**PROBLEM TO SOLVE:** From the entries below, extract every line that includes the word "this".

**RECORD EXTRACTS:**
▼

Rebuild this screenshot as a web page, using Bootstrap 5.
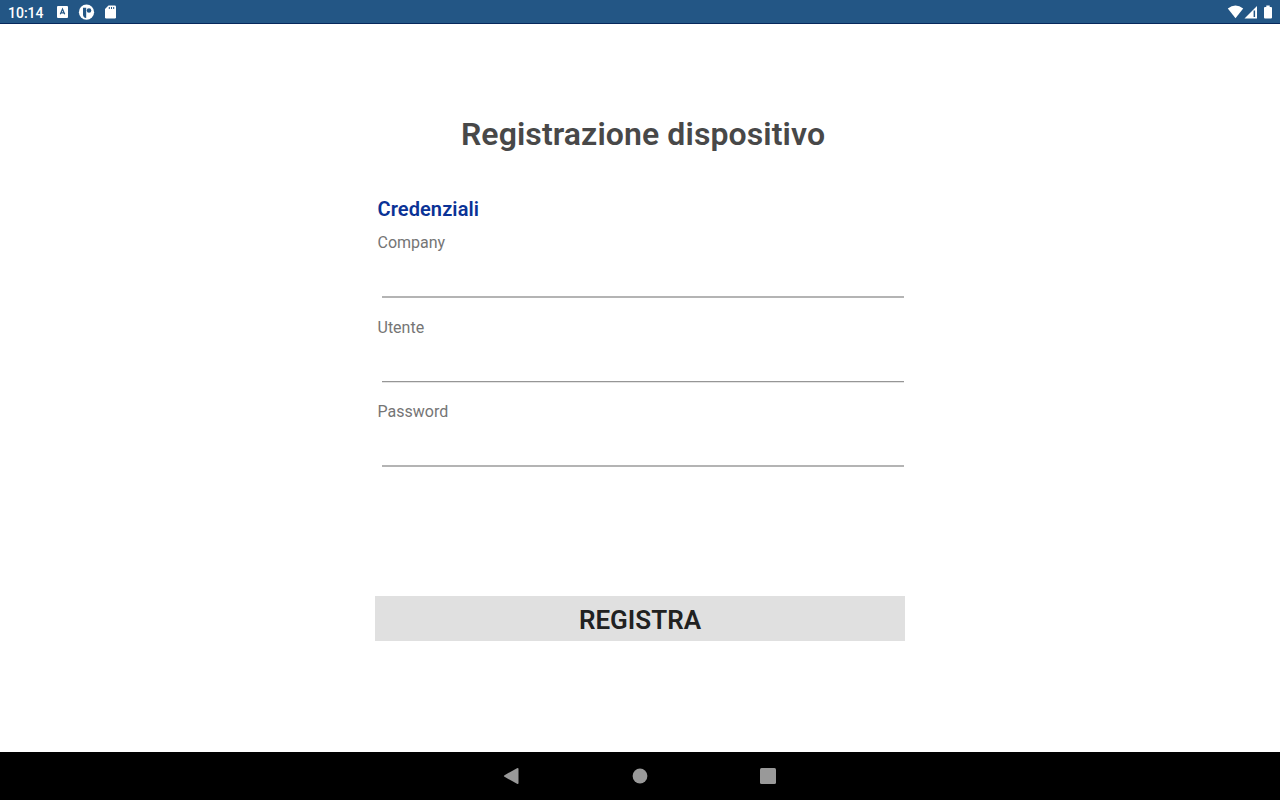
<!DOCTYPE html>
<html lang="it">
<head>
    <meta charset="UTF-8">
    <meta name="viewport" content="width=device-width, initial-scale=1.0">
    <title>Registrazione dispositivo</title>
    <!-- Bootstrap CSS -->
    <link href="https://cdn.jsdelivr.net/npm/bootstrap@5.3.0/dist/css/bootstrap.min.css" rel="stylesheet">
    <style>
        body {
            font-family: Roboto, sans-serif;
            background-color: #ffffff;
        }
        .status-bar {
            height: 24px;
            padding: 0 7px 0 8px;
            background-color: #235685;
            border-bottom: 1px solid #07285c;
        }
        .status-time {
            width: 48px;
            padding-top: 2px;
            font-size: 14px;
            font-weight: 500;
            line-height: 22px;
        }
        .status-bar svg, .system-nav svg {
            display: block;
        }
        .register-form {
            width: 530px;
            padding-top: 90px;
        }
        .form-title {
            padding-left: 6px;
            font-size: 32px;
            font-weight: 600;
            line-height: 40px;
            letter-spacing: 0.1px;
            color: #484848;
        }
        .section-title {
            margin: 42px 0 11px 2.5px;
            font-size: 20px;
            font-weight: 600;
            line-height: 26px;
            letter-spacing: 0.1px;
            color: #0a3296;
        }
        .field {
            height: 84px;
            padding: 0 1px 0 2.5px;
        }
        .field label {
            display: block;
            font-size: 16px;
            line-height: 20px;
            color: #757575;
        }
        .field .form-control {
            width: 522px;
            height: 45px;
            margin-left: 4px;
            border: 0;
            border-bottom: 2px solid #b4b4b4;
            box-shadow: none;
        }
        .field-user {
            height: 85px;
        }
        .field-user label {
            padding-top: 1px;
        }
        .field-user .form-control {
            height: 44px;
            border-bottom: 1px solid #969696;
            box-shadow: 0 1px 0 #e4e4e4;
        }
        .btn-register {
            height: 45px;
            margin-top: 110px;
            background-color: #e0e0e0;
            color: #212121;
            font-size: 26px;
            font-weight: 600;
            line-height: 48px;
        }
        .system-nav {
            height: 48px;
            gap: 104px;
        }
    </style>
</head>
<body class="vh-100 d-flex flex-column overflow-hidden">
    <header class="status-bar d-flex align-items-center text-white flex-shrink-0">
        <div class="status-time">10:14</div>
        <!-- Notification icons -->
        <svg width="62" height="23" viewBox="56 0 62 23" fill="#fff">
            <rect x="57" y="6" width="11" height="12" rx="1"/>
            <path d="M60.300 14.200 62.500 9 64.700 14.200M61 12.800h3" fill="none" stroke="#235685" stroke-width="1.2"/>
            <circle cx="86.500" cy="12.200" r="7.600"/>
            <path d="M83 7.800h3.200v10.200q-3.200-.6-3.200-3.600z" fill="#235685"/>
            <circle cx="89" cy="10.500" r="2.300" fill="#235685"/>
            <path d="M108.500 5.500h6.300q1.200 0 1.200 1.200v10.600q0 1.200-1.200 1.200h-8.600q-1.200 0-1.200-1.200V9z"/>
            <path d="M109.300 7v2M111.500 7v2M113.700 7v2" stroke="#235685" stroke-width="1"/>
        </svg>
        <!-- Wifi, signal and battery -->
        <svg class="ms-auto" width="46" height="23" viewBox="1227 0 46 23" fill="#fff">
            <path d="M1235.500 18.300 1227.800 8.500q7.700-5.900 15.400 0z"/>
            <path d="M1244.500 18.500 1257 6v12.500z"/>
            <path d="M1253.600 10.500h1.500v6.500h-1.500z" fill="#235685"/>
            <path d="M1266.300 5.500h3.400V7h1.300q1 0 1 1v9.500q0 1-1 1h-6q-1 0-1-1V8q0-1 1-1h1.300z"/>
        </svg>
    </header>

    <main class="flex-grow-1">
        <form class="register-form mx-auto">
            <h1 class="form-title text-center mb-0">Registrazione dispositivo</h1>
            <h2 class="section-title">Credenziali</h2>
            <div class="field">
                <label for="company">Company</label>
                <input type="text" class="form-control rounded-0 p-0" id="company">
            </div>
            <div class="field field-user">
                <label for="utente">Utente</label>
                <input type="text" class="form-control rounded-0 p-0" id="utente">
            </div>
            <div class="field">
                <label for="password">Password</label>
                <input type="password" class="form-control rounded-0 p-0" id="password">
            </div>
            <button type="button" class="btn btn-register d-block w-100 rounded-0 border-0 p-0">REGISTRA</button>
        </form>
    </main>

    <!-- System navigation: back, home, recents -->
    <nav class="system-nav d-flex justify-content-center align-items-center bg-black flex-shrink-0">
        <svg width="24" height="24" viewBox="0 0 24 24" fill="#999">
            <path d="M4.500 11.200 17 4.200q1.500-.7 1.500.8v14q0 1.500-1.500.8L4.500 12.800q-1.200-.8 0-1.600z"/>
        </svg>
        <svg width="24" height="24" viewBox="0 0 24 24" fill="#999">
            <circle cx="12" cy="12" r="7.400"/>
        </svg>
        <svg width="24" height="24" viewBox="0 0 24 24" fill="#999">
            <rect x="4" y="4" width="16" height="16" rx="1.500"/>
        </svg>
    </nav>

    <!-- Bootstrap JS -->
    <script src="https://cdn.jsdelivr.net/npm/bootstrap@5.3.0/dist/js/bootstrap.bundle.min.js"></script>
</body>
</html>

▲
▼

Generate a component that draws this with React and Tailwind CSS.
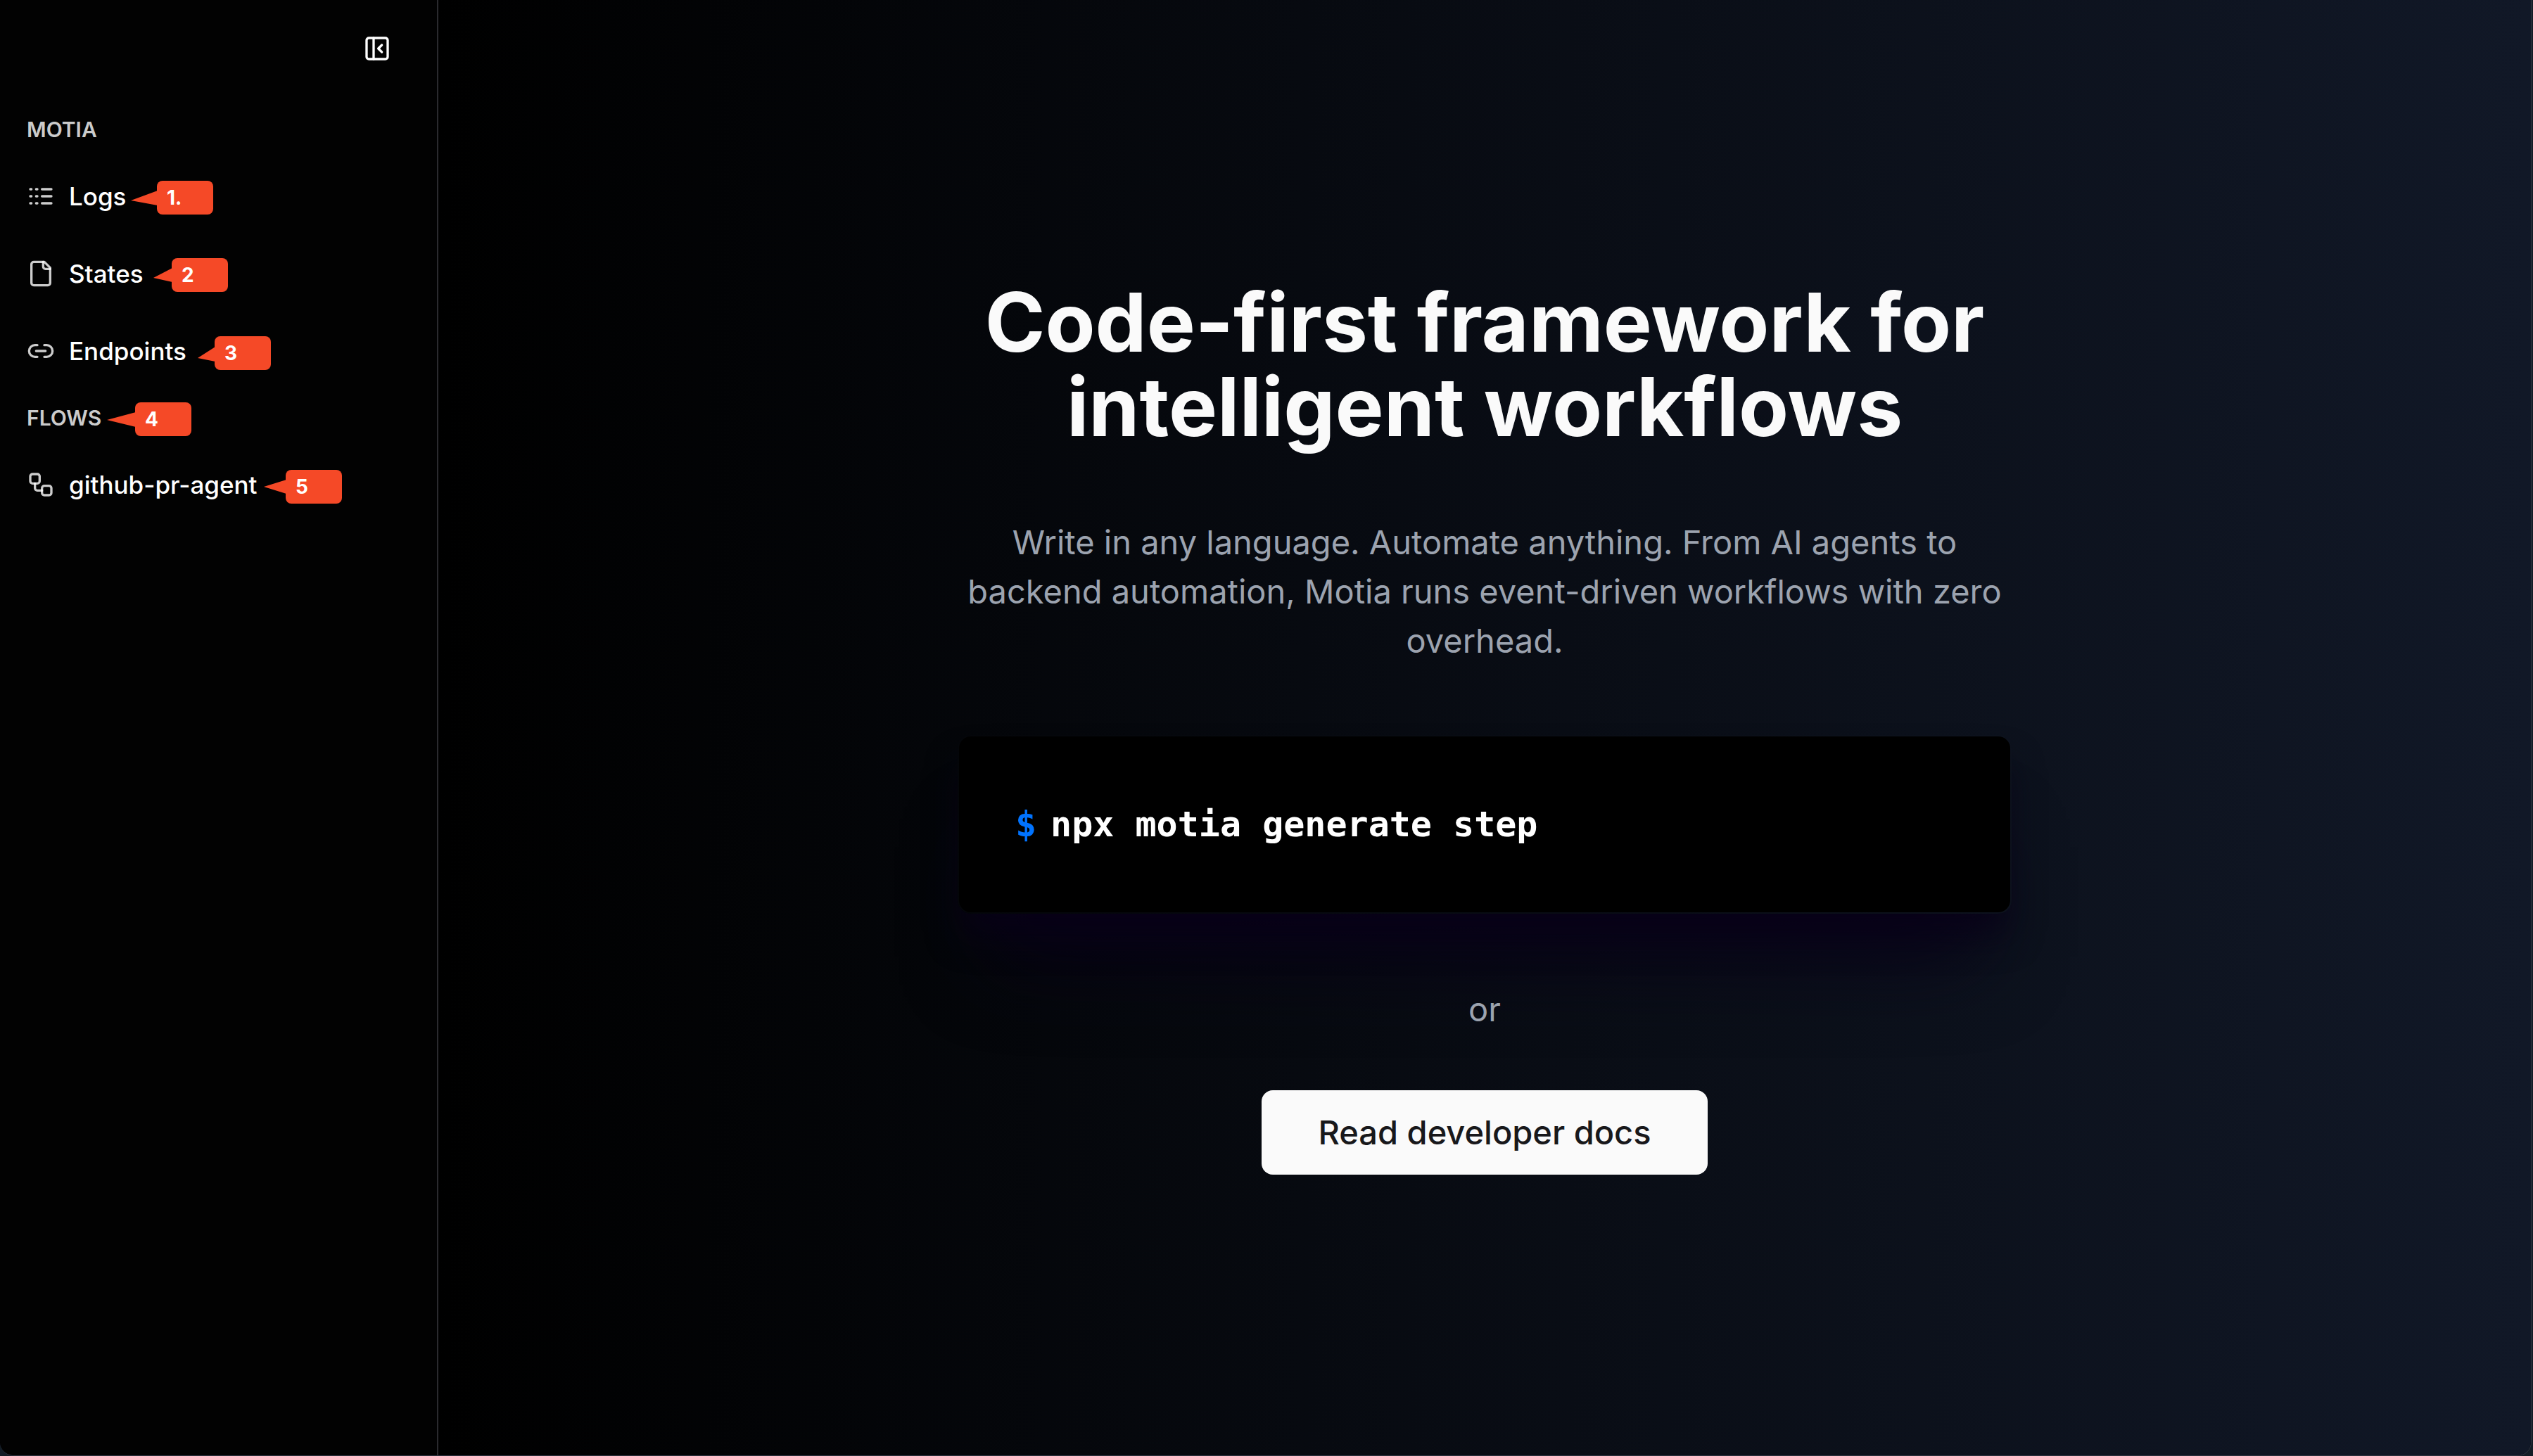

▲

**ANSWER FOR THE TASK:**
Rebuild this screenshot as a web page, using Bootstrap 5.
Generate a component that draws this with React and Tailwind CSS.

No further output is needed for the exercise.